Exercise task ::
Reproduce the listing word for word, leaving every picture behind.

═══ Material provided ═══

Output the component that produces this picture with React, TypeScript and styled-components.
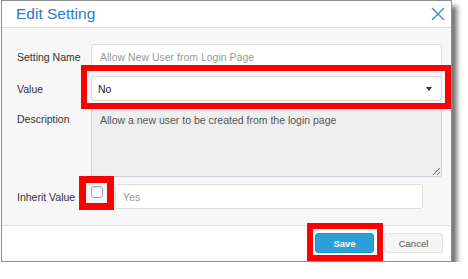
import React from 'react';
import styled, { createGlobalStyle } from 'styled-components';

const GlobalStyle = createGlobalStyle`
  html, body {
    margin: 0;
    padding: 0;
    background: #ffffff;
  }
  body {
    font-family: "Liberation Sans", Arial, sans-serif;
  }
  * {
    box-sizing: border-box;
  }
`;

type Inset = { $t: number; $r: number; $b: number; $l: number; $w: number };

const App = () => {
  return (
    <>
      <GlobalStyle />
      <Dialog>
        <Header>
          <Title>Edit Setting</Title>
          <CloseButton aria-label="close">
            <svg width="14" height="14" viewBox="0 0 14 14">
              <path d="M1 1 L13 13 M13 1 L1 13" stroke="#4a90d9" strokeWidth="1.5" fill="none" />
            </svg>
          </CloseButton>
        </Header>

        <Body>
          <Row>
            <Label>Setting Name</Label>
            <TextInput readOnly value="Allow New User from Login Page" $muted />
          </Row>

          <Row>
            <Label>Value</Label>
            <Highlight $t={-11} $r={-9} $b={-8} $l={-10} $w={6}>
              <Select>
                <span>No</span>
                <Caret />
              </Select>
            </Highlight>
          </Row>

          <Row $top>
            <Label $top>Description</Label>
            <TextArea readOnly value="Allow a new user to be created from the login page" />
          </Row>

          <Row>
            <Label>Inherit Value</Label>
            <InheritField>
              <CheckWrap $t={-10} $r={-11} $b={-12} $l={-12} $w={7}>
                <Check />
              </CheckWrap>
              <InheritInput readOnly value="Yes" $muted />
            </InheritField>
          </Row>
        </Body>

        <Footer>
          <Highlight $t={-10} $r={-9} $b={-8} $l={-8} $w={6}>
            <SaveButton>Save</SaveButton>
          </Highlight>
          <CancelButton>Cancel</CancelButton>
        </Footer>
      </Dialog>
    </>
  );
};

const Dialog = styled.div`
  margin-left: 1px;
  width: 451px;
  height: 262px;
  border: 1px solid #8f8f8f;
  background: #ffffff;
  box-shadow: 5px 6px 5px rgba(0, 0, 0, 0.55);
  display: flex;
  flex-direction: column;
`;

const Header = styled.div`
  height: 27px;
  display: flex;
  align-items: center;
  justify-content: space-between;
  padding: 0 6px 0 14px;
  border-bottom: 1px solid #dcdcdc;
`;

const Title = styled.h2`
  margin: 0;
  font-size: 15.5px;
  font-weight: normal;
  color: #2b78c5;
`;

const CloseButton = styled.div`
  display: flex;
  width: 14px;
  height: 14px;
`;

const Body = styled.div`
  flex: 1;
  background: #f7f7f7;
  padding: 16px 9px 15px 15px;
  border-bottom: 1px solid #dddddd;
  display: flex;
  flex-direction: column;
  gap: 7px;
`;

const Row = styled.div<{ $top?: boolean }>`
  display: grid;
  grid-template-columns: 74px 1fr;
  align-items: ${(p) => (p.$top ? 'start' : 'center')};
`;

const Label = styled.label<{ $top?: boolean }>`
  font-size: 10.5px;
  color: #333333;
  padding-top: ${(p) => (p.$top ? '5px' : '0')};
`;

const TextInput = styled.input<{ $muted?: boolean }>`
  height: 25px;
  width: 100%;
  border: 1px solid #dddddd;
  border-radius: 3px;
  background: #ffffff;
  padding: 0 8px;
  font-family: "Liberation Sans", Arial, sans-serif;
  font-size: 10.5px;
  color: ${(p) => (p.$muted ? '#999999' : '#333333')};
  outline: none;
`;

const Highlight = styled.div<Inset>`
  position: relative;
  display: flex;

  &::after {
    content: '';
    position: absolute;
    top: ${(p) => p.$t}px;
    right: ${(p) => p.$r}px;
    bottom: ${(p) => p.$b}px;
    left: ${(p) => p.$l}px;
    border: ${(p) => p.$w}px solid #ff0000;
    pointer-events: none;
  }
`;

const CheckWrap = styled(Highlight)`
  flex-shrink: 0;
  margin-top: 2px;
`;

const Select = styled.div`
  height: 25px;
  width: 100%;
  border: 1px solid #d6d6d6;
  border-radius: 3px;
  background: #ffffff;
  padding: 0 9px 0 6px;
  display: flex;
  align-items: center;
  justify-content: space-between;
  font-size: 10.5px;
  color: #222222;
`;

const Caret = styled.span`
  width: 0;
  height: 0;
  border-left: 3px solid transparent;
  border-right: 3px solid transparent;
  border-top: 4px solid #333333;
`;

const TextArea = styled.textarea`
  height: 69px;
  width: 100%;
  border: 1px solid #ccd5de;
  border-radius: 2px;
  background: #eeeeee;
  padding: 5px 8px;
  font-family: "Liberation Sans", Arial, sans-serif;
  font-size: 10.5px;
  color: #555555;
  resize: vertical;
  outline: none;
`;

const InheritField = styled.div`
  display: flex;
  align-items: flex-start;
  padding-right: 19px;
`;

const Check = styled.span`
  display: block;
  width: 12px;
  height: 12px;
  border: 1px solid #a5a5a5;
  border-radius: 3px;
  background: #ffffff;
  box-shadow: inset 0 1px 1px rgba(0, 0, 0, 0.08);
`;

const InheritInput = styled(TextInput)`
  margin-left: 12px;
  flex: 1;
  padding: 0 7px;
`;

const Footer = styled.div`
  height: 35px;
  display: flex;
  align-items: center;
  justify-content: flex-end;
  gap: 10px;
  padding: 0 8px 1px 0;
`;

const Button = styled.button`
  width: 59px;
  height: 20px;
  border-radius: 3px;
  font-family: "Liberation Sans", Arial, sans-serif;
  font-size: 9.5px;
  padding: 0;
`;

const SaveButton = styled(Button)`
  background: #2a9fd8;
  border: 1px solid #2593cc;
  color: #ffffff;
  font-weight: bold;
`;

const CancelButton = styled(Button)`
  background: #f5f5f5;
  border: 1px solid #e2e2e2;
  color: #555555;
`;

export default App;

═══

Correct answer ::
Output the component that produces this picture with React, TypeScript and styled-components.
import React from 'react';
import styled, { createGlobalStyle } from 'styled-components';

const GlobalStyle = createGlobalStyle`
  html, body {
    margin: 0;
    padding: 0;
    background: #ffffff;
  }
  body {
    font-family: "Liberation Sans", Arial, sans-serif;
  }
  * {
    box-sizing: border-box;
  }
`;

type Inset = { $t: number; $r: number; $b: number; $l: number; $w: number };

const App = () => {
  return (
    <>
      <GlobalStyle />
      <Dialog>
        <Header>
          <Title>Edit Setting</Title>
          <CloseButton aria-label="close">
            <svg width="14" height="14" viewBox="0 0 14 14">
              <path d="M1 1 L13 13 M13 1 L1 13" stroke="#4a90d9" strokeWidth="1.5" fill="none" />
            </svg>
          </CloseButton>
        </Header>

        <Body>
          <Row>
            <Label>Setting Name</Label>
            <TextInput readOnly value="Allow New User from Login Page" $muted />
          </Row>

          <Row>
            <Label>Value</Label>
            <Highlight $t={-11} $r={-9} $b={-8} $l={-10} $w={6}>
              <Select>
                <span>No</span>
                <Caret />
              </Select>
            </Highlight>
          </Row>

          <Row $top>
            <Label $top>Description</Label>
            <TextArea readOnly value="Allow a new user to be created from the login page" />
          </Row>

          <Row>
            <Label>Inherit Value</Label>
            <InheritField>
              <CheckWrap $t={-10} $r={-11} $b={-12} $l={-12} $w={7}>
                <Check />
              </CheckWrap>
              <InheritInput readOnly value="Yes" $muted />
            </InheritField>
          </Row>
        </Body>

        <Footer>
          <Highlight $t={-10} $r={-9} $b={-8} $l={-8} $w={6}>
            <SaveButton>Save</SaveButton>
          </Highlight>
          <CancelButton>Cancel</CancelButton>
        </Footer>
      </Dialog>
    </>
  );
};

const Dialog = styled.div`
  margin-left: 1px;
  width: 451px;
  height: 262px;
  border: 1px solid #8f8f8f;
  background: #ffffff;
  box-shadow: 5px 6px 5px rgba(0, 0, 0, 0.55);
  display: flex;
  flex-direction: column;
`;

const Header = styled.div`
  height: 27px;
  display: flex;
  align-items: center;
  justify-content: space-between;
  padding: 0 6px 0 14px;
  border-bottom: 1px solid #dcdcdc;
`;

const Title = styled.h2`
  margin: 0;
  font-size: 15.5px;
  font-weight: normal;
  color: #2b78c5;
`;

const CloseButton = styled.div`
  display: flex;
  width: 14px;
  height: 14px;
`;

const Body = styled.div`
  flex: 1;
  background: #f7f7f7;
  padding: 16px 9px 15px 15px;
  border-bottom: 1px solid #dddddd;
  display: flex;
  flex-direction: column;
  gap: 7px;
`;

const Row = styled.div<{ $top?: boolean }>`
  display: grid;
  grid-template-columns: 74px 1fr;
  align-items: ${(p) => (p.$top ? 'start' : 'center')};
`;

const Label = styled.label<{ $top?: boolean }>`
  font-size: 10.5px;
  color: #333333;
  padding-top: ${(p) => (p.$top ? '5px' : '0')};
`;

const TextInput = styled.input<{ $muted?: boolean }>`
  height: 25px;
  width: 100%;
  border: 1px solid #dddddd;
  border-radius: 3px;
  background: #ffffff;
  padding: 0 8px;
  font-family: "Liberation Sans", Arial, sans-serif;
  font-size: 10.5px;
  color: ${(p) => (p.$muted ? '#999999' : '#333333')};
  outline: none;
`;

const Highlight = styled.div<Inset>`
  position: relative;
  display: flex;

  &::after {
    content: '';
    position: absolute;
    top: ${(p) => p.$t}px;
    right: ${(p) => p.$r}px;
    bottom: ${(p) => p.$b}px;
    left: ${(p) => p.$l}px;
    border: ${(p) => p.$w}px solid #ff0000;
    pointer-events: none;
  }
`;

const CheckWrap = styled(Highlight)`
  flex-shrink: 0;
  margin-top: 2px;
`;

const Select = styled.div`
  height: 25px;
  width: 100%;
  border: 1px solid #d6d6d6;
  border-radius: 3px;
  background: #ffffff;
  padding: 0 9px 0 6px;
  display: flex;
  align-items: center;
  justify-content: space-between;
  font-size: 10.5px;
  color: #222222;
`;

const Caret = styled.span`
  width: 0;
  height: 0;
  border-left: 3px solid transparent;
  border-right: 3px solid transparent;
  border-top: 4px solid #333333;
`;

const TextArea = styled.textarea`
  height: 69px;
  width: 100%;
  border: 1px solid #ccd5de;
  border-radius: 2px;
  background: #eeeeee;
  padding: 5px 8px;
  font-family: "Liberation Sans", Arial, sans-serif;
  font-size: 10.5px;
  color: #555555;
  resize: vertical;
  outline: none;
`;

const InheritField = styled.div`
  display: flex;
  align-items: flex-start;
  padding-right: 19px;
`;

const Check = styled.span`
  display: block;
  width: 12px;
  height: 12px;
  border: 1px solid #a5a5a5;
  border-radius: 3px;
  background: #ffffff;
  box-shadow: inset 0 1px 1px rgba(0, 0, 0, 0.08);
`;

const InheritInput = styled(TextInput)`
  margin-left: 12px;
  flex: 1;
  padding: 0 7px;
`;

const Footer = styled.div`
  height: 35px;
  display: flex;
  align-items: center;
  justify-content: flex-end;
  gap: 10px;
  padding: 0 8px 1px 0;
`;

const Button = styled.button`
  width: 59px;
  height: 20px;
  border-radius: 3px;
  font-family: "Liberation Sans", Arial, sans-serif;
  font-size: 9.5px;
  padding: 0;
`;

const SaveButton = styled(Button)`
  background: #2a9fd8;
  border: 1px solid #2593cc;
  color: #ffffff;
  font-weight: bold;
`;

const CancelButton = styled(Button)`
  background: #f5f5f5;
  border: 1px solid #e2e2e2;
  color: #555555;
`;

export default App;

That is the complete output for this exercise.